Since this is the result of my thinking (which isn't as great as it used to be sadly), don't regard this post with the same confidence as you would from reading something in a textbook. (You were already not doing that, I imagine, but I'll say it anyways0.

There is also the possibility of miscommuniation do to not-shared concepts. I am basically assuming we have a manifold, with a pre-existing metric that represents "distances" between nearby points on the manifold, a concept that we are not allowed to change. Perhaps this assumption can be eased, I don't know, I'm too used to making it to think seriously about not making it. I'm further making an assumption about not only about the metric, but what's called the "connection". I'm using what's called the Levi-Civita connection, which has the prpoerty that "straight lines" are the shortest distance between two points.

If I were more of a mathemtician, I probably wouldn't be talking about distances, I'd be talking about connections. I'm very used to computing curvature from the metric, but a sneaky little recollection is telling me that it's actually computed from the connection. But I don't want to try to explain connection.

To give a counter-example, we can succesfully make flat maps of the curved earth, but they won't be to scale. If we redefine distance between points to match what's drawn on the map, then suddenly the earth is flat, not round.

And if we are sufficiently deep in mathematics, we can talk about curvature without mentioning distances at all. But I'm not used to doing that. I'm more along the lines of "distances determine geometry".
 
  • #104
pervect said:
My argument basically is that if you can't find a pair of vectors that makes the sectional curvature vanish at some point, you can't possibly embed a plane at that point. I believe you are doomed before you start.
This can't be right. By that logic, you can't embed a 2-sphere in Euclidean 3-space since it has positive scalar curvature and every such plane will have zero curvature. Thus, this appears to be irrelevant to the problem.

I would say the obvious place to start would be the Gauss-Codazzi equations.

Also, there is the possibility of non-smooth embeddings, which are much easier. Two examples of surfaces that cannot be smoothly embedded to Euclidean 3-space but can be embedded without this restriction are the flat torus and a surface of constant negative curvature.
 
  • #105
A.T. said:
No, I never assumed the object will remain rigid during the transport towards the mass, which would be the equivalent to spinning up the disc.

In fact, I say the exact opposite: The object will definitely change its proper geometry during the transport.
Ok, sorry I misunderstood that.
A.T. said:
But once it has arrived, we can keep it hovering as a static object that remains rigid, which would be the equivalent of spinning at a constant rate.

In both scenarios the proper geometry of the object changes from Euclidean (when far from the mass / non-spinning) to negatively curved (when near the mass / spinning).
This is where I start to differ, and we may never agree. An object is a world tube, and all separations to time plus 3-geometry are a matter of convenience. Essential physics is contained in the world tube as whole.
A.T. said:
In both scenarios we can apply smoothly distributed external forces needed for the proper acceleration of all object parts, which eliminates stresses related to the non-inertial motion. But the stresses related to the change of proper geometry will remain.
Here, I see what I think your are getting at (more below) but don't think it is useful (or clear to others) to think so much in terms of stresses induced by change of proper geometry. More on this below.
A.T. said:
I disagree. The proper geometry of an object, measured with rulers at rest to that object, has very much a physical meaning. It's this geometry that determines how much rigid material you would need to build that object in its current state, for example: static near the big mass or spinning with high circumferential speed.

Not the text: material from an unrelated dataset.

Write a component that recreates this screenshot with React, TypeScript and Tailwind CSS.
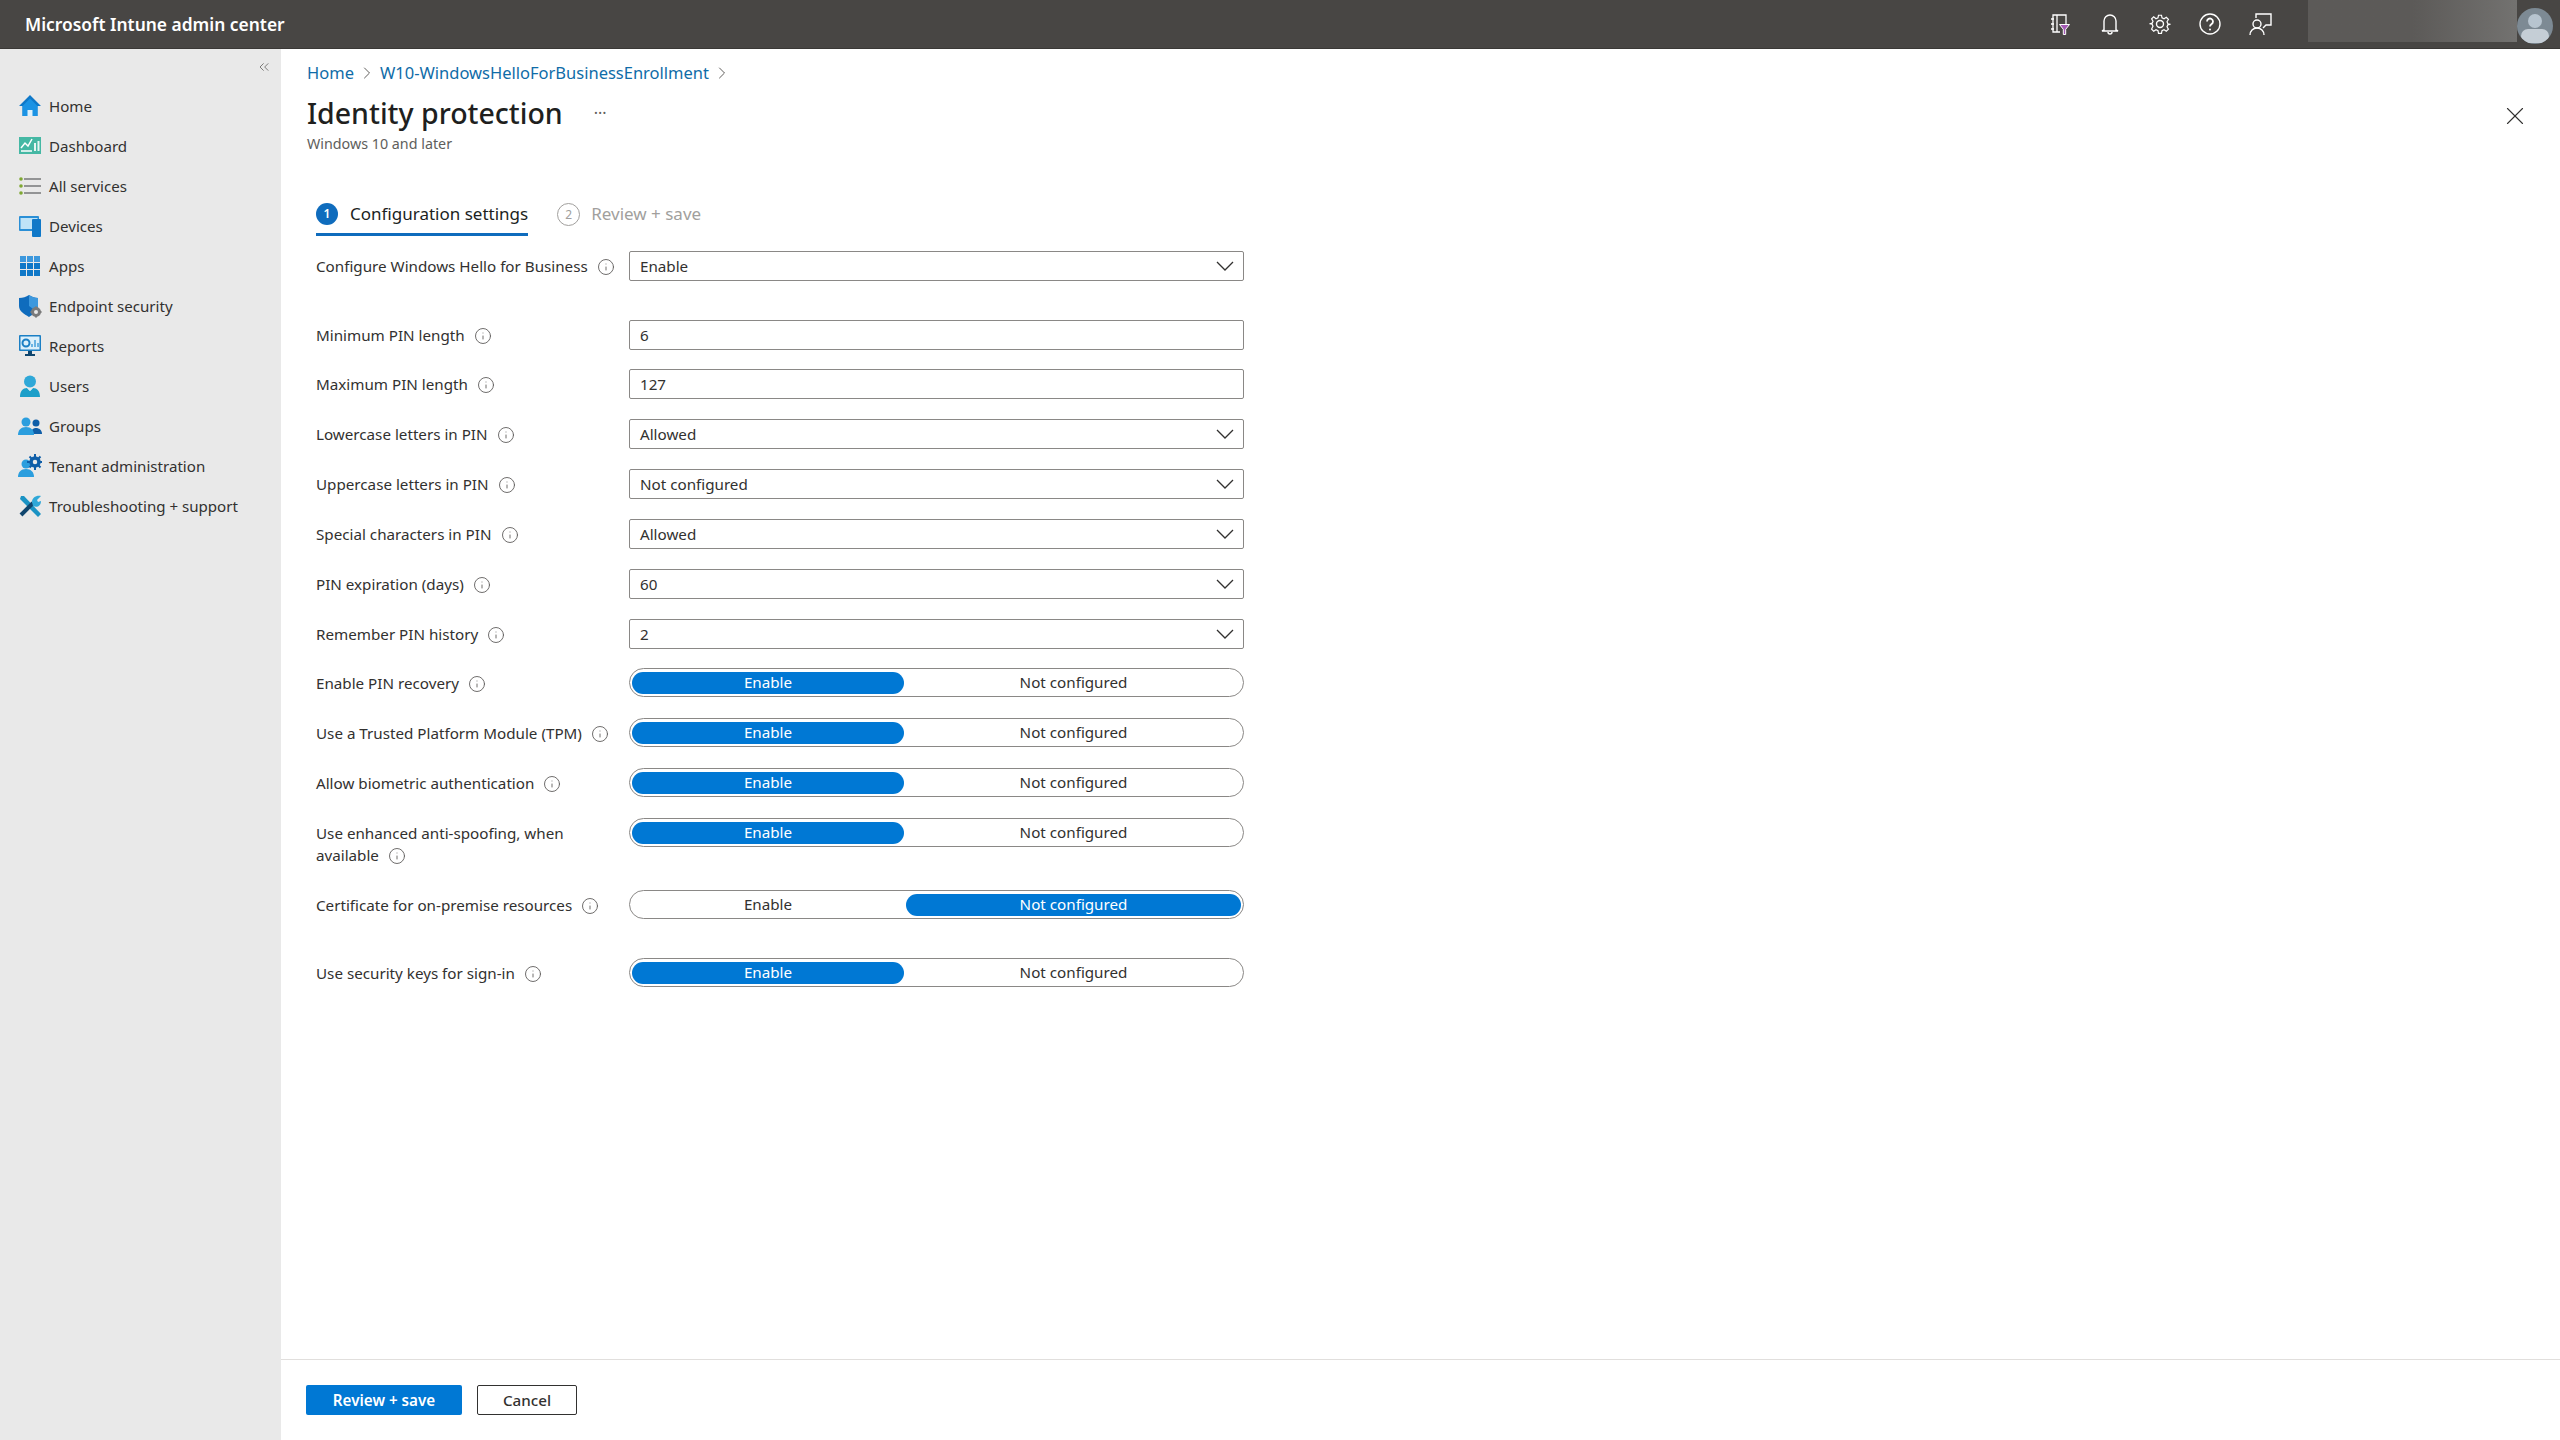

If you build an already spinning spoke wheel from pre-fabricated segments, you will need more segments for the circumference, than for a non-spinning version of the same radius. This is not a matter of convention.
Here is where I see what you are getting at, I think. I would describe it more as follows:

An initially rigid body forced to undergo a motion (either through changing spacetime or something like change of rotation) incompatible with rigidity will deform. When in equilibrium in a new rigid state, it would be the same as an identically constructed object with no history. However, it would typically not be the same as a conceptually similar object would be constructed in the new location/state. This gets fuzzy, but I will clarify by example.

I think my slowness to understand this point was thinking in terms of homogeneous materials. It became much easier for me to see when dropping this bias. Consider your example of a spoked wheel being spun up (I think the motion toward a BH is essentially similar, which is why I initially proposed the spinning disc comparison). Imagine the rim is extremely stiff and the spokes are thin malleable metal. Then, spinning up the disc will result in the rim moving inward and spokes buckling. Once spun up, this is no different from 'an identically constructed object' but it is certainly not how you normally construct a spinning spoked wheel. Alternatively, imagine the spokes are stiff and strong while the rim is a light stretched rubber band. Then, when spun up, you would find the rubber band was tightly stretched. Again you could build it this way, but if you're following a 'standard recipe' and building spinning, you wouldn't do so.

What I think is central here, is that the resulting matter distribution is 'unexpected'. But I think it would be hard to remove my scare quotes and rigorously define this. It is 'relative' to a notion of a construction recipe.
 
  • #106
PAllen said:
Here, I see what I think your are getting at (more below) but don't think it is useful (or clear to others) to think so much in terms of stresses induced by change of proper geometry.
It might be clearer to look at the changes in proper geometry directly, rather than via the stresses. See below.

PAllen said:
Alternatively, imagine the spokes are stiff and strong while the rim is a light stretched rubber band. Then, when spun up, you would find the rubber band was tightly stretched.
Very good example. Here, we could even replace the rubber circumference band with telescopic elements with markings on them, which instead of becoming stressed, merely indicate their current proper length for everyone to see. So you can spin up the wheel safely, and directly observe how its proper geometry changes.